II. Central Legal Question: The Definition of a “Planned Community”
The jurisdiction of the OAH in this matter was entirely dependent on whether the Respondent met the statutory definition of a “planned community.”
• Governing Statute: A.R.S. § 33-1802(4) defines a “planned community” as:
• Statutory Amendment: The Respondent noted that the statute was amended in 2014 to add the clauses regarding an “easement to maintain roadways or a covenant to maintain roadways.” Before this amendment, an association had to own real property to be considered a planned community.
III. Summary of Arguments
The dispute centered on the interpretation of a single word—”roadways”—within the statute.
Aspect of Argument
Petitioner (Thomas P. Satterlee)
Respondent (Property Owner’s Association)
Core Claim
The association’s maintenance of landscaping around the community entrance sign constitutes a “covenant to maintain roadways.”
Maintaining entrance landscaping does not constitute maintaining a “roadway.”
Interpretation of “Roadway”
“Roadway” should be interpreted broadly to mean the entire “right-of-way” or “roadway system,” including landscaping, sidewalks, etc.
“Roadway” has a narrow, plain-language meaning: the part of a road intended for vehicle traffic.
Primary Justification
The modern civil engineering concept of “Complete Streets,” which encompasses the entire right-of-way for all users. The term “roadway” is the new word for “street.”
The Arizona legislature’s deliberate choice of the specific term “roadway” in the 2014 amendment, despite the “Complete Streets” concept being well-known at the time.
Evidence Presented
– A letter from Pima County Transportation confirming the association’s maintenance of the landscaping.
– Numerous documents explaining the “Complete Streets” concept from sources like the USDOT and the Federal Highway Administration.
– Excerpts from the Pima County Roadway Design Manual (RDM) and county ordinances.
The language of the statute itself and the principle of statutory interpretation based on plain meaning.
IV. The Administrative Law Judge’s Analysis and Decision
The ALJ’s decision methodically dismantled the Petitioner’s argument by adhering to fundamental principles of statutory construction.
The ALJ found the Petitioner’s extensive evidence regarding the “Complete Streets” approach to be irrelevant to the legal question of statutory interpretation. The decision stated:
“Had the legislature intended to include associations such as Respondent in the definition of ‘planned community’ in A.R.S. § 33-1802(4), it could have used the term ‘right-of-way’ or ‘Complete Streets’.”
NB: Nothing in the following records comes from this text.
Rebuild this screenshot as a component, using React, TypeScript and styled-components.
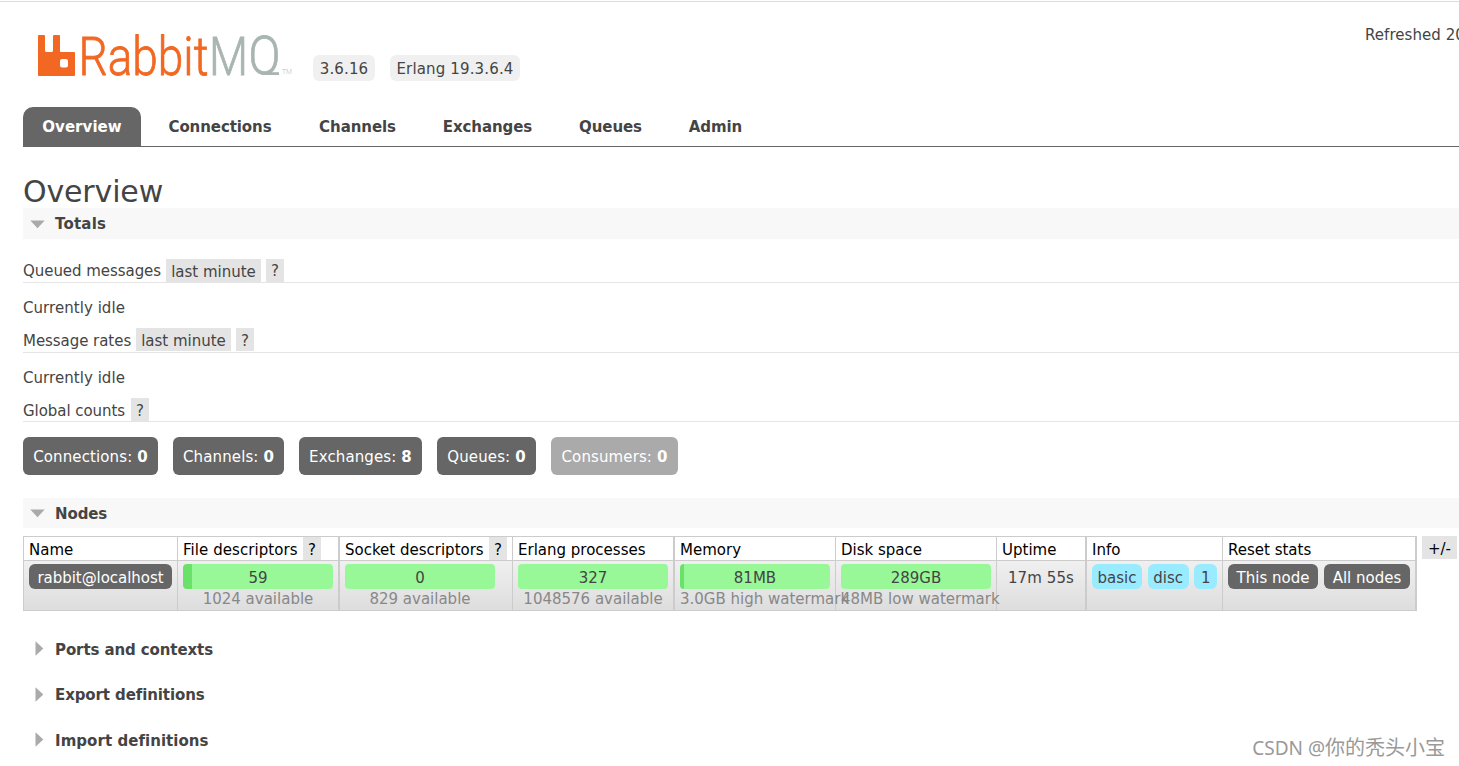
import React from "react";
import styled, { createGlobalStyle } from "styled-components";

const GlobalStyle = createGlobalStyle`
  * { box-sizing: border-box; }
  body {
    margin: 0;
    background: #fff;
    color: #444;
    font: 15px/20px Verdana, "DejaVu Sans", sans-serif;
    overflow: hidden;
  }
`;

const Page = styled.div`
  position: relative;
  width: 100%;
  height: 766px;
  padding-top: 1px;
  overflow: hidden;
  white-space: nowrap;
`;

const Header = styled.header`
  display: flex;
  height: 106px;
  border-top: 1px solid #ddd;
  padding-left: 37px;
`;

const Logo = styled.svg`
  display: block;
  width: 260px;
  height: 50px;
  margin-top: 30px;
  flex: none;
  overflow: visible;
`;

const Versions = styled.div`
  display: flex;
  gap: 15px;
  margin: 53px 0 0 16px;
`;

const Version = styled.span<{ $w: number }>`
  width: ${(p) => p.$w}px;
  height: 26px;
  line-height: 28px;
  border-radius: 6px;
  background: #f0f0f0;
  text-align: center;
  letter-spacing: 0.15px;
`;

const Refreshed = styled.div`
  width: 94px;
  margin: 23px 0 0 auto;
  overflow: hidden;
  letter-spacing: 0.05px;
`;

const Tabs = styled.nav`
  display: flex;
  gap: 7px;
  height: 40px;
  margin-left: 23px;
  border-bottom: 1px solid #666;
`;

const Tab = styled.a<{ $w: number; $active?: boolean; $ls?: number }>`
  width: ${(p) => p.$w}px;
  height: 39px;
  line-height: 40px;
  border-radius: 10px 10px 0 0;
  text-align: center;
  font-weight: bold;
  letter-spacing: ${(p) => p.$ls ?? -0.08}px;
  color: ${(p) => (p.$active ? "#fff" : "#444")};
  background: ${(p) => (p.$active ? "#666" : "transparent")};
`;

const Main = styled.main`
  padding: 26px 0 0 23px;
`;

const Title = styled.h1`
  margin: 0;
  height: 35px;
  font-size: 30px;
  line-height: 37px;
  font-weight: normal;
  letter-spacing: -0.15px;
`;

const SectionTitle = styled.h2<{ $open?: boolean; $h?: number; $ls?: number }>`
  display: flex;
  align-items: center;
  gap: ${(p) => (p.$open ? 10 : 11)}px;
  height: ${(p) => p.$h ?? 31}px;
  margin: 0;
  padding: ${(p) => (p.$open ? "1px 0 0 7px" : "0 0 0 12px")};
  background: ${(p) => (p.$open ? "#f8f8f8" : "transparent")};
  font-size: 15px;
  font-weight: bold;
  letter-spacing: ${(p) => p.$ls ?? -0.1}px;
`;

const Collapsed = styled.section`
  display: flex;
  flex-direction: column;
  gap: 14.5px;
  margin-top: 23px;
`;

const Totals = styled.section`
  padding-top: 18px;
`;

const StatHeading = styled.h3<{ $h?: number; $lh?: number; $gap?: number }>`
  display: flex;
  align-items: flex-end;
  height: ${(p) => p.$h ?? 26}px;
  margin: 0;
  padding-bottom: ${(p) => p.$gap ?? 0}px;
  font-size: 15px;
  line-height: ${(p) => p.$lh ?? 26}px;
  font-weight: normal;
  border-bottom: 1px solid #e4e4e4;
`;

const Label = styled.span<{ $w: number }>`
  width: ${(p) => p.$w}px;
  height: 23px;
  letter-spacing: -0.05px;
`;

const Range = styled.span`
  width: 95px;
  height: 23px;
  margin-right: 5px;
  line-height: 26px;
  text-align: center;
  background: #e4e4e4;
`;

const Help = styled.span`
  flex: none;
  width: 18px;
  height: 23px;
  text-align: center;
  background: #e4e4e4;
`;

const Idle = styled.p`
  height: 44px;
  margin: 0;
  padding-top: 15px;
  letter-spacing: 0.05px;
`;

const Counts = styled.div`
  display: flex;
  gap: 15px;
  padding: 15px 0 23px;
`;

const Count = styled.div<{ $w: number; $off?: boolean }>`
  width: ${(p) => p.$w}px;
  height: 38px;
  line-height: 40px;
  border-radius: 6px;
  text-align: center;
  color: #fff;
  background: ${(p) => (p.$off ? "#aaa" : "#666")};
  letter-spacing: 0.12px;
`;

const TableRow = styled.div`
  display: flex;
  gap: 5px;
  padding-top: 8px;
`;

const Table = styled.table`
  width: 1394px;
  flex: none;
  table-layout: fixed;
  border-collapse: separate;
  border-spacing: 0;
  border-top: 1px solid #ccc;
  border-left: 1px solid #ccc;
`;

const Th = styled.th<{ $b?: number }>`
  height: 24px;
  padding: 0 0 0 5px;
  border-right: ${(p) => p.$b ?? 1}px solid #ccc;
  border-bottom: 1px solid #ccc;
  color: #000;
  font-weight: normal;
  text-align: left;
`;

const HeadText = styled.div`
  display: flex;
  gap: 5px;
  height: 23px;
  line-height: 26px;
`;

const HeadLabel = styled.span<{ $w?: number; $ls?: number }>`
  width: ${(p) => (p.$w ? p.$w + "px" : "auto")};
  letter-spacing: ${(p) => p.$ls ?? 0}px;
`;

const Body = styled.tr`
  background: linear-gradient(#f0f0f0, #ddd);
`;

const Td = styled.td<{ $b?: number }>`
  height: 50px;
  padding: 3px 0 0 5px;
  vertical-align: top;
  border-right: ${(p) => p.$b ?? 1}px solid #ccc;
  border-bottom: 1px solid #ccc;
`;

const Bar = styled.div<{ $used: number }>`
  width: 150px;
  height: 25px;
  line-height: 28px;
  border-radius: 4px;
  text-align: center;
  background: linear-gradient(to right, #6ae26a ${(p) => p.$used}px, #98f898 ${(p) => p.$used}px);
`;

const Sub = styled.div<{ $start?: boolean }>`
  width: 150px;
  line-height: 20px;
  text-align: ${(p) => (p.$start ? "left" : "center")};
  color: #888;
`;

const Pills = styled.div<{ $gap?: number }>`
  display: flex;
  gap: ${(p) => p.$gap ?? 6}px;
`;

const Pill = styled.span<{ $w: number; $blue?: boolean; $ls?: number }>`
  width: ${(p) => p.$w}px;
  height: 25px;
  line-height: 28px;
  border-radius: 6px;
  text-align: center;
  color: ${(p) => (p.$blue ? "#444" : "#fff")};
  background: ${(p) => (p.$blue ? "#99ebff" : "#666")};
  letter-spacing: ${(p) => p.$ls ?? 0}px;
`;

const Uptime = styled.div`
  padding-left: 6px;
  line-height: 28px;
  letter-spacing: 0.08px;
`;

const Columns = styled.span`
  width: 35px;
  height: 23px;
  line-height: 26px;
  text-align: center;
  color: #000;
  background: #e4e4e4;
`;

const Credit = styled.div`
  position: absolute;
  right: 14px;
  bottom: 6px;
  font: 19px/24px "Noto Sans", "Noto Sans CJK SC", sans-serif;
  color: #999;
`;

const CreditName = styled.span`
  font-size: 20px;
`;

const Down = () => (
  <svg width="15" height="9" viewBox="0 0 15 9"><path d="M0.3 0.5H14.7L7.5 8.3Z" fill="#aaa" /></svg>
);
const Right = () => (
  <svg width="9" height="17" viewBox="0 0 9 17"><path d="M0.5 0.3V14.7L8.3 7.5Z" fill="#aaa" /></svg>
);

const nodeStats = [
  { name: "File descriptors", help: true, w: 162, b: 2, lw: 115, ls: 0.06, value: "59", used: 9, sub: "1024 available" },
  { name: "Socket descriptors", help: true, w: 173, b: 1, lw: 139, value: "0", used: 0, sub: "829 available" },
  { name: "Erlang processes", w: 162, b: 2, value: "327", used: 0, sub: "1048576 available" },
  { name: "Memory", w: 161, b: 1, value: "81MB", used: 4, sub: "3.0GB high watermark", start: true },
  { name: "Disk space", w: 161, b: 1, value: "289GB", used: 0, sub: "48MB low watermark", start: true },
];

export default function App() {
  return (
    <>
      <GlobalStyle />
      <Page>
        <Header>
          <Logo viewBox="37 32 260 50">
            <clipPath id="above-baseline"><path d="M245 25H290V75H245Z" /></clipPath>
            <path fill="#f26822" fillRule="evenodd" d="M39 35H44Q45 35 45 36V50.500Q45 52 46.500 52H51.500Q53 52 53 50.500V36Q53 35 54 35H59Q60 35 60 36V51Q60 52 61 52H74Q75 52 75 53V75Q75 76 74 76H39Q38 76 38 75V36Q38 35 39 35ZM62 59Q60 59 60 61V65.500Q60 67.500 62 67.500H66Q68 67.500 68 65.500V61Q68 59 66 59Z" />
            <g fontFamily="Roboto, sans-serif" fontWeight="300" fontSize="54.500" strokeWidth="0.8">
              <text x="78.500" y="75" fill="#f26822" stroke="#f26822" textLength="130" lengthAdjust="spacingAndGlyphs">Rabbit</text>
              <g fill="#a9b5b0" stroke="#a9b5b0">
                <text x="209" y="75" textLength="39" lengthAdjust="spacingAndGlyphs">M</text>
                <g clipPath="url(#above-baseline)">
                  <text x="248.500" y="74.200" textLength="32" lengthAdjust="spacingAndGlyphs">Q</text>
                </g>
                <path d="M264 73.600H279" strokeWidth="2.800" />
              </g>
            </g>
            <text x="282" y="74" fill="#b8c0bc" fontFamily="Roboto, sans-serif" fontWeight="300" fontSize="8" textLength="10" lengthAdjust="spacingAndGlyphs">TM</text>
          </Logo>
          <Versions>
            <Version $w={62}>3.6.16</Version>
            <Version $w={130}>Erlang 19.3.6.4</Version>
          </Versions>
          <Refreshed>Refreshed 2020</Refreshed>
        </Header>
        <Tabs>
          <Tab $w={118} $active $ls={0.05}>Overview</Tab>
          <Tab $w={144}>Connections</Tab>
          <Tab $w={117}>Channels</Tab>
          <Tab $w={129}>Exchanges</Tab>
          <Tab $w={103}>Queues</Tab>
          <Tab $w={93}>Admin</Tab>
        </Tabs>
        <Main>
          <Title>Overview</Title>
          <SectionTitle $open $ls={0.2}><Down />Totals</SectionTitle>
          <Totals>
            <StatHeading $lh={24}><Label $w={143}>Queued messages</Label><Range>last minute</Range><Help>?</Help></StatHeading>
            <Idle>Currently idle</Idle>
            <StatHeading $gap={1}><Label $w={113}>Message rates</Label><Range>last minute</Range><Help>?</Help></StatHeading>
            <Idle>Currently idle</Idle>
            <StatHeading $h={25}><Label $w={108}>Global counts</Label><Help>?</Help></StatHeading>
            <Counts>
              <Count $w={135}>Connections: <b>0</b></Count>
              <Count $w={111}>Channels: <b>0</b></Count>
              <Count $w={123}>Exchanges: <b>8</b></Count>
              <Count $w={99}>Queues: <b>0</b></Count>
              <Count $w={127} $off>Consumers: <b>0</b></Count>
            </Counts>
          </Totals>
          <SectionTitle $open $h={30}><Down />Nodes</SectionTitle>
          <TableRow>
            <Table>
              <colgroup>
                <col style={{ width: 154 }} />
                {nodeStats.map((s) => <col key={s.name} style={{ width: s.w }} />)}
                <col style={{ width: 90 }} />
                <col style={{ width: 136 }} />
                <col style={{ width: 194 }} />
              </colgroup>
              <thead>
                <tr>
                  <Th><HeadText>Name</HeadText></Th>
                  {nodeStats.map((s) => (
                    <Th key={s.name} $b={s.b}>
                      <HeadText><HeadLabel $w={s.lw} $ls={s.ls}>{s.name}</HeadLabel>{s.help && <Help>?</Help>}</HeadText>
                    </Th>
                  ))}
                  <Th $b={2}><HeadText>Uptime</HeadText></Th>
                  <Th><HeadText>Info</HeadText></Th>
                  <Th $b={2}><HeadText>Reset stats</HeadText></Th>
                </tr>
              </thead>
              <tbody>
                <Body>
                  <Td><Pill as="div" $w={143} $ls={-0.05}>rabbit@localhost</Pill></Td>
                  {nodeStats.map((s) => (
                    <Td key={s.name} $b={s.b}>
                      <Bar $used={s.used}>{s.value}</Bar>
                      <Sub $start={s.start}>{s.sub}</Sub>
                    </Td>
                  ))}
                  <Td $b={2}><Uptime>17m 55s</Uptime></Td>
                  <Td><Pills $gap={5.6}><Pill $blue $w={50}>basic</Pill><Pill $blue $w={41}>disc</Pill><Pill $blue $w={23}>1</Pill></Pills></Td>
                  <Td $b={2}><Pills><Pill $w={90}>This node</Pill><Pill $w={86}>All nodes</Pill></Pills></Td>
                </Body>
              </tbody>
            </Table>
            <Columns>+/-</Columns>
          </TableRow>
          <Collapsed>
            <SectionTitle><Right />Ports and contexts</SectionTitle>
            <SectionTitle><Right />Export definitions</SectionTitle>
            <SectionTitle $ls={0.05}><Right />Import definitions</SectionTitle>
          </Collapsed>
        </Main>
        <Credit>CSDN @<CreditName>你的秃头小宝</CreditName></Credit>
      </Page>
    </>
  );
}
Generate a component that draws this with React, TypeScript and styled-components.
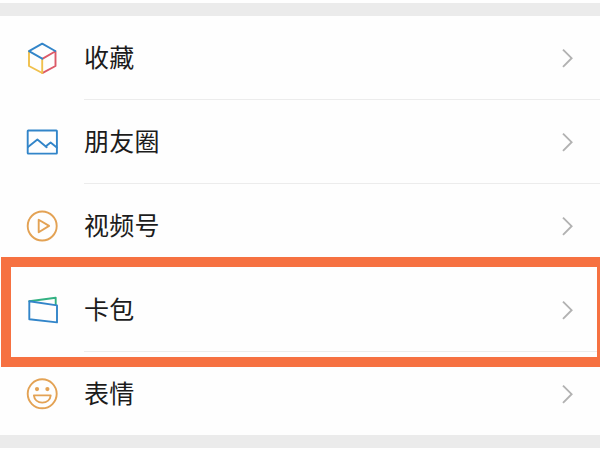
import React from 'react';
import styled, { createGlobalStyle } from 'styled-components';

const GlobalStyle = createGlobalStyle`
  * { box-sizing: border-box; }
  body { margin: 0; background: #fefefe; overflow: hidden; }
`;

const Page = styled.main`
  position: relative;
  width: 600px;
  height: 450px;
  padding-top: 3px;
  background: #fefefe;
  overflow: hidden;
  font-family: 'Noto Sans CJK SC', sans-serif;
`;

const Band = styled.div`
  height: 13px;
  background: #ebebeb;
`;

const Menu = styled.ul`
  margin: 0;
  padding: 0;
  list-style: none;
  height: 419px;
`;

const Row = styled.li`
  display: flex;
  height: 84px;
  padding-left: 24px;
`;

const IconSlot = styled.span`
  display: flex;
  align-items: center;
  width: 60px;
`;

const Content = styled.div<{ $divided: boolean }>`
  flex: 1;
  display: flex;
  align-items: center;
  justify-content: space-between;
  padding-right: 26px;
  border-bottom: 1px solid ${(p) => (p.$divided ? '#ececec' : 'transparent')};
`;

const Label = styled.span`
  padding-bottom: 3px;
  font-size: 25px;
  line-height: 36px;
  letter-spacing: 0.3px;
  color: #1c1c1c;
`;

const Highlight = styled.div`
  position: absolute;
  top: 257px;
  left: 1px;
  width: 606px;
  height: 110px;
  border: 10px solid #f67141;
  pointer-events: none;
`;

const Glyph = styled.svg`
  display: block;
  fill: none;
  stroke-width: 1.9;
  stroke-linejoin: round;
  stroke-linecap: round;
`;

const BLUE = '#3285c9';
const ORANGE = '#e3a254';

const Icon = ({ children }: { children: React.ReactNode }) => (
  <Glyph width="36" height="36" viewBox="0 0 36 36">{children}</Glyph>
);

const CubeIcon = () => (
  <Icon>
    <path d="M5 11.2V26l13.2 7" stroke="#f0c04c" />
    <path d="M18.7 32.8l12.8-6.8V11.2l-12.8 7.4" stroke="#dc5a68" />
    <path d="M18.2 19v14" stroke="#f0c04c" />
    <path d="M18.2 18.7L5 11.2l13.2-7.5 13 7.3" stroke={BLUE} />
  </Icon>
);

const PhotoIcon = () => (
  <Icon>
    <rect x="3.7" y="6.5" width="29.2" height="23.1" rx="0.6" stroke={BLUE} />
    <path d="M4 23l9.4-7.4 9.3 7.6M21.6 22.6l5-4 6.2 5" stroke={BLUE} />
  </Icon>
);

const VideoIcon = () => (
  <Icon>
    <circle cx="18.2" cy="18" r="14.5" stroke={ORANGE} />
    <path d="M14.7 11.8v12.4l10.4-6.3z" stroke={ORANGE} />
  </Icon>
);

const WalletIcon = () => (
  <Icon>
    <path d="M5.3 9.3l26.4-3.6v7" stroke="#32b182" />
    <path d="M5.3 9.3L33 13.4v17L5.3 27.2z" stroke={BLUE} />
  </Icon>
);

const SmileIcon = () => (
  <Icon>
    <circle cx="18.2" cy="17.8" r="14.5" stroke={ORANGE} />
    <circle cx="13" cy="13.1" r="2.1" fill={ORANGE} stroke="none" />
    <circle cx="23.4" cy="13.1" r="2.1" fill={ORANGE} stroke="none" />
    <path d="M9.9 19.4h16.8c-.4 4.4-3.8 7.2-8.4 7.2s-8-2.8-8.4-7.2z" stroke={ORANGE} />
  </Icon>
);

const Chevron = () => (
  <Glyph width="12" height="20" viewBox="0 0 12 20">
    <path d="M1 1.6l8.6 8.6L1 18.8" stroke="#b2b2b2" strokeLinecap="butt" strokeLinejoin="miter" />
  </Glyph>
);

const items = [
  { label: '收藏', Art: CubeIcon, divided: true },
  { label: '朋友圈', Art: PhotoIcon, divided: true },
  { label: '视频号', Art: VideoIcon, divided: false },
  { label: '卡包', Art: WalletIcon, divided: true },
  { label: '表情', Art: SmileIcon, divided: false },
];

export default function App() {
  return (
    <Page>
      <GlobalStyle />
      <Band />
      <Menu>
        {items.map(({ label, Art, divided }) => (
          <Row key={label}>
            <IconSlot><Art /></IconSlot>
            <Content $divided={divided}>
              <Label>{label}</Label>
              <Chevron />
            </Content>
          </Row>
        ))}
      </Menu>
      <Band />
      <Highlight />
    </Page>
  );
}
The judge reasoned that the legislature’s choice to use the specific term “roadway” when broader terms were available was intentional and must be respected. The fact that the Petitioner needed a “stack of documents” to argue his interpretation demonstrated that it was not based on the plain meaning of the word.
The decision centered on the plain, common-sense meaning of the word “roadway.”
• Dictionary Definitions: The ALJ consulted six different dictionaries (including Oxford, Merriam-Webster, and Dictionary.com), all of which provided definitions consistent with the finding that a “roadway” is “the part of a road intended for vehicles” or “the part of the road on which vehicles drive.”
• Distinction from “Street”: While some definitions of “street” included references to adjacent sidewalks, the decision notes these are described as bordering the street, not being part of it, much like buildings are not considered part of the street they line.
The ALJ highlighted that several documents submitted by the Petitioner undermined his central claim that “roadway” and “right-of-way” are synonymous.
• Pima County Ordinance 10.56.020: This ordinance defines minor projects to include “[c]hanges or improvements to the right-of-way area outside the shoulder of an existing roadway.” The ALJ found this language explicitly proves the two terms refer to different areas.
• Pima County Policy Number 54.1: A diagram in this policy document was titled “Landscape Improvements in Pima County Right-of-Way,” not “Roadway.”
• Pima County RDM: The RDM specified different drawing scales for “Roadway Plans” and “Landscape Plans,” and stated that “installation of landscaping” begins after the completion of the “roadway project,” again treating them as distinct components.
V. Final Order
Based on the analysis, the Administrative Law Judge reached a definitive conclusion:
1. Conclusion of Law: The term “roadways” in A.R.S. § 33-1802(4) means the portion of a road upon which vehicles travel. The Respondent’s maintenance of landscaping does not constitute maintenance of “roadways.”
2. Jurisdictional Finding: Because the Respondent does not have a covenant to maintain roadways, it is not a “planned community” as defined by the statute.
3. Order: The Office of Administrative Hearings and the Arizona Department of Real Estate lack subject matter jurisdiction over the petition. The Petitioner’s petition was dismissed with prejudice on September 25, 2018.
4. Further Action: The decision noted that the Petitioner remains free to file an action in a court of competent jurisdiction as specified by the community’s documents. The decision is binding, and any appeal must be filed with the superior court within thirty-five days.